Carrier-Envelope-Phase Dependent Dissociation of Hydrogen
Han Xu, J - P Maclean, D E Laban, W C Wallace, D Kielpinski, R T Sang, and I V Litvinyuk

TL;DR
This paper investigates how the carrier-envelope phase (CEP) of few-cycle laser pulses influences hydrogen molecule dissociation, revealing CEP-dependent asymmetries, interference effects, and the impact of pulse chirp on dissociation efficiency.
Contribution
First experimental observation of CEP dependence in hydrogen dissociation yield and asymmetry, with detailed analysis of interference pathways and pulse chirp effects.
Findings
CEP affects dissociation asymmetry and yield.
Interference between multi-photon pathways explains CEP effects.

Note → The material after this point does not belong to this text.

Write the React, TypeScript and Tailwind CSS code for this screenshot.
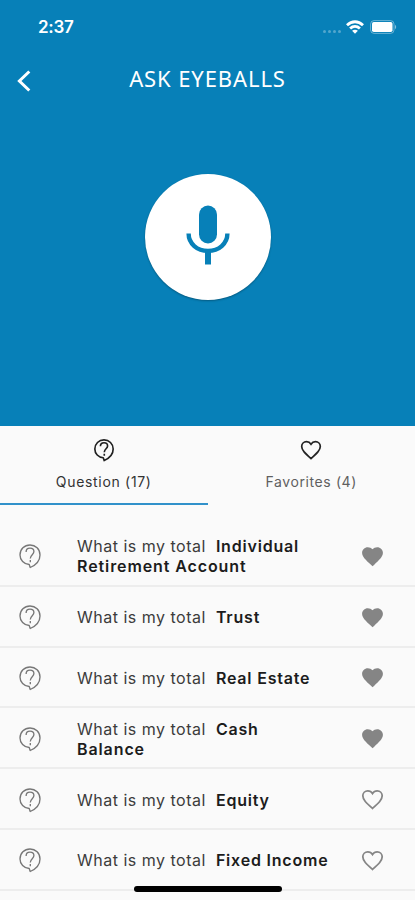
import React from "react";

const questions = [
  { lines: ["Individual", "Retirement Account"], favorite: true },
  { lines: ["Trust"], favorite: true },
  { lines: ["Real Estate"], favorite: true },
  { lines: ["Cash", "Balance"], favorite: true },
  { lines: ["Equity"], favorite: false },
  { lines: ["Fixed Income"], favorite: false },
];

function QuestionIcon({ className, weight = 1.5 }: { className: string; weight?: number }) {
  return (
    <svg viewBox="0 0 24 26" className={className} fill="none" stroke="currentColor" strokeWidth={weight} strokeLinejoin="round">
      <path d="M11.2 21.5C5.9 21.1 2 17 2 11.9 2 6.3 6.4 2 12 2s10 4.3 10 9.9c0 5-3.9 9.9-9.8 12.6l-1-3z" />
      <path d="M8.1 8.9c0-2.2 1.6-3.8 3.9-3.8s3.9 1.5 3.9 3.5c0 3-3.6 3.2-3.6 6.9M12.3 17.1v2.1" />
    </svg>
  );
}

function HeartIcon({ className, filled = false }: { className: string; filled?: boolean }) {
  return (
    <svg viewBox="0 0 24 24" className={className} fill="currentColor">
      {filled ? (
        <path d="M12 21.35l-1.45-1.32C5.4 15.36 2 12.28 2 8.5 2 5.42 4.42 3 7.5 3c1.74 0 3.41.81 4.5 2.09C13.09 3.81 14.76 3 16.5 3 19.58 3 22 5.42 22 8.5c0 3.78-3.4 6.86-8.55 11.54L12 21.35z" />
      ) : (
        <path d="M12 20.6C6 15.2 2.7 12.2 2.7 8.5c0-2.8 2.1-4.8 4.8-4.8 1.8 0 3.5.9 4.5 2.5 1-1.6 2.7-2.5 4.5-2.5 2.7 0 4.8 2 4.8 4.8 0 3.7-3.3 6.7-9.3 12.1z" fill="none" stroke="currentColor" strokeWidth="1.7" />
      )}
    </svg>
  );
}

function StatusBar() {
  return (
    <div className="flex h-[54px] items-center justify-between pl-[38px] pr-[18px] text-white">
      <span className="text-[17px] font-semibold leading-5 tracking-[-0.3px]">2:37</span>
      <div className="flex items-center">
        <div className="mr-[5px] mt-[8px] flex gap-[2px] opacity-30">
          {[0, 1, 2, 3].map((i) => <i key={i} className="size-[3px] rounded-full bg-white" />)}
        </div>
        <svg viewBox="0 0 18 14" className="mr-[6px] h-[14px] w-[18px]" fill="none" stroke="white" strokeWidth="2.8">
          <path d="M1 5.2C5.8.6 12.2.6 17 5.2M4.1 8.5c3-2.8 6.8-2.8 9.8 0" />
          <path d="M9 13.8l-2.9-3c1.7-1.4 4.1-1.4 5.8 0z" fill="white" stroke="none" />
        </svg>
        <svg viewBox="0 0 27 14" className="h-[14px] w-[27px]">
          <rect x=".6" y=".6" width="23.4" height="12.8" rx="3.5" fill="none" stroke="white" strokeOpacity=".4" />
          <rect x="2" y="2" width="20.5" height="10" rx="1.8" fill="white" />
          <path d="M25 4.8c1.6.7 1.6 3.7 0 4.4z" fill="white" fillOpacity=".5" />
        </svg>
      </div>
    </div>
  );
}

export default function App() {
  return (
    <div className="relative flex h-[900px] w-[415px] flex-col overflow-hidden bg-[#fafafa] font-['Inter',sans-serif]">
      <header className="h-[426px] shrink-0 bg-[#0780b8]">
        <StatusBar />
        <div className="grid h-[53px] grid-cols-[50px_1fr_50px] items-center">
          <svg viewBox="0 0 16 24" className="ml-[16px] h-6 w-4" fill="none" stroke="white" strokeWidth="3">
            <path d="M13.3 2.5L3.4 12l9.9 9.5" />
          </svg>
          <h1 className="mb-[5px] whitespace-nowrap text-center font-['Noto_Sans',sans-serif] text-[22px] font-normal leading-6 tracking-[0.9px] text-white">ASK EYEBALLS</h1>
        </div>
        <button className="mx-auto mt-[67px] flex size-[126px] items-center justify-center rounded-full bg-white pb-[4px] shadow-[0_1px_2px_rgba(0,0,0,0.3)]">
          <svg viewBox="0 0 44 60" className="h-[60px] w-[44px]" fill="none" stroke="#0780b8">
            <rect x="13" y="0.5" width="18" height="38" rx="9" fill="#0780b8" stroke="none" />
            <path d="M2.6 28.6c0 10.1 8.6 17.3 19.4 17.3S41.4 38.7 41.4 28.6" strokeWidth="4.4" />
            <path d="M22 46v13.5" strokeWidth="6" />
          </svg>
        </button>
      </header>
      <nav className="grid h-[79px] shrink-0 grid-cols-2 text-[14px] leading-5">
        <div className="flex flex-col items-center border-b-2 border-[#3191ca] pt-[12px] text-[#333]">
          <QuestionIcon className="h-[24px] w-[22px] text-[#202020]" weight={1.8} />
          <span className="mt-[10px] tracking-[0.68px]">Question (17)</span>
        </div>
        <div className="flex flex-col items-center pt-[12px] text-[#5f5f5f]">
          <HeartIcon className="size-[24px] text-[#242424]" />
          <span className="mt-[10px] tracking-[0.6px]">Favorites (4)</span>
        </div>
      </nav>
      <main className="mt-[21px] shrink-0">
        {questions.map(({ lines, favorite }) => (
          <div key={lines[0]} className="grid h-[60.8px] grid-cols-[77px_260px_78px] items-center border-b-2 border-[#ededed] pt-[2px] text-[#3c3c3c]">
            <QuestionIcon className="ml-[18px] h-[26px] w-[24px] text-[#777]" weight={1.35} />
            <div className="text-[16px] leading-5 tracking-[0.5px]">
              <div className="flex gap-[10px]">
                <span>What is my total</span>
                <strong className="font-semibold tracking-[0.8px] text-[#1c1c1c]">{lines[0]}</strong>
              </div>
              {lines[1] && <strong className="block font-semibold tracking-[0.9px] text-[#1c1c1c]">{lines[1]}</strong>}
            </div>
            <HeartIcon className="ml-[23px] size-[25px] text-[#858585]" filled={favorite} />
          </div>
        ))}
      </main>
      <div className="absolute left-[134px] top-[886px] h-[6px] w-[148px] rounded-full bg-black" />
    </div>
  );
}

Chirped pulses can enhance dissociation probability.
Abstract
We studied dependence of dissociative ionization in H2 on carrier-envelope phase (CEP) of few-cycle (6fs) near-infrared (NIR) laser pulses. For low-energy channels, we present the first experimental observation of CEP dependence for total dissociation yield and the highest dwgree of asymmetry reported to date (40%). The observed modulations in both asymmetry and total yield could be understood in terms of interference between different n-photon dissociation pathways - n and (n+1) photon channels for asymmetry, n and (n+2) photon channels for yield - as suggested by the general theory of CEP effects (Roudnev and Esry, Phys. Rev. Lett. 99, 220406 (2007), [1]). The yield modulation is found to be Pi-periodic in CEP, with its phase strongly dependent on fragment kinetic energy (and reversing its sign within the studied energy range), indicating that the dissociation does not simply follow…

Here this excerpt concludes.